Вопрос об ответственности за репрессии единственно разумно и исторически допустимо ставить как вопрос об ответственности в деле преодоления травм и увечий, полученных обществом под колесом этого процесса, который сам себя воспроизводил. И бессмысленно, также без-мысленно, не говоря уж о том, что подло и сволочно по отношению прежде всего к самим жертвам репрессий, ставить как вопрос об ответственности народа, как он был и жил тогда, за то, что он их «допустил», «терпел», а то и «потворствовал» им.
Антисталинисты со своим приматом «общечеловеческих ценностей» делают вид, что кошмар репрессий был самоочевиден — в степени не меньшей, чем очевиден он этим «гуманистам», сидящим на диванах. Сталинисты со своим приматом «цели, которая оправдывает средства» делают вид, что никакого кошмара репрессий не было вообще — часто только потому, что оный не накрыл предков этих «патриотов», сидящих на диванах. В подобном положении выяснять, кто в чем прав и кто в чем не прав, — значит впустую тратить время историческое, которого и так никогда не хватает.
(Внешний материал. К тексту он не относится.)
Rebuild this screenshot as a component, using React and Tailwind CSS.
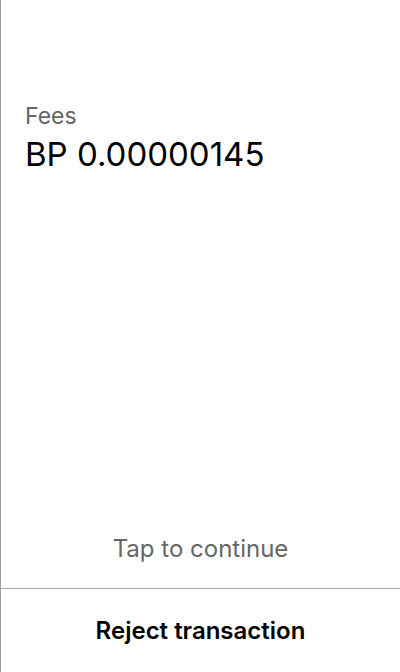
import React from 'react';

const App = () => {
  return (
    <div className="h-[672px] w-[400px] flex flex-col bg-white border-l border-[#a0a0a0] font-['Inter',sans-serif]">
      <div className="flex-1 flex flex-col px-6 pt-[101px]">
        <div className="text-[23px] leading-[30px] text-[#666666]">Fees</div>
        <div className="mt-[3px] text-[33px] leading-[40px] text-black">BP 0.00000145</div>
        <div className="flex-1" />
        <button className="mb-[24px] text-[24px] leading-[30px] text-[#666666] text-center">Tap to continue</button>
      </div>
      <div className="border-t border-[#a8a8a8] h-[84px] flex items-center justify-center">
        <button className="text-[24px] leading-[30px] font-semibold text-black">Reject transaction</button>
      </div>
    </div>
  );
};

export default App;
Лучшее, что можно сделать, — это предоставить им в совместное и свободное пользование один большой продавленный диван, где они будут предоставлены сами себе — и не будут отравлять своими заразными идеологемами все общество.
Родоначальник спекулятивного поворота в философии Мейясу поднял вопрос о проблеме доисторического — проблеме самой возможности помыслить данность того, что было до возникновения человеческого сознания, средствами этого сознания. Похоже, не столь давняя отечественная история для многих наших современников — такое же доисторическое. Во всяком случае, помыслить ее как данность, без поправки-корреляции на собственное всегда-уже (либерально-коммунистическая позиция) они не в состоянии.
И при всем при этом они еще и агрессивно атакуют всякого, кто хотя бы пытается это делать. Ну и кто здесь, спрашивается, носитель тоталитарного мышления?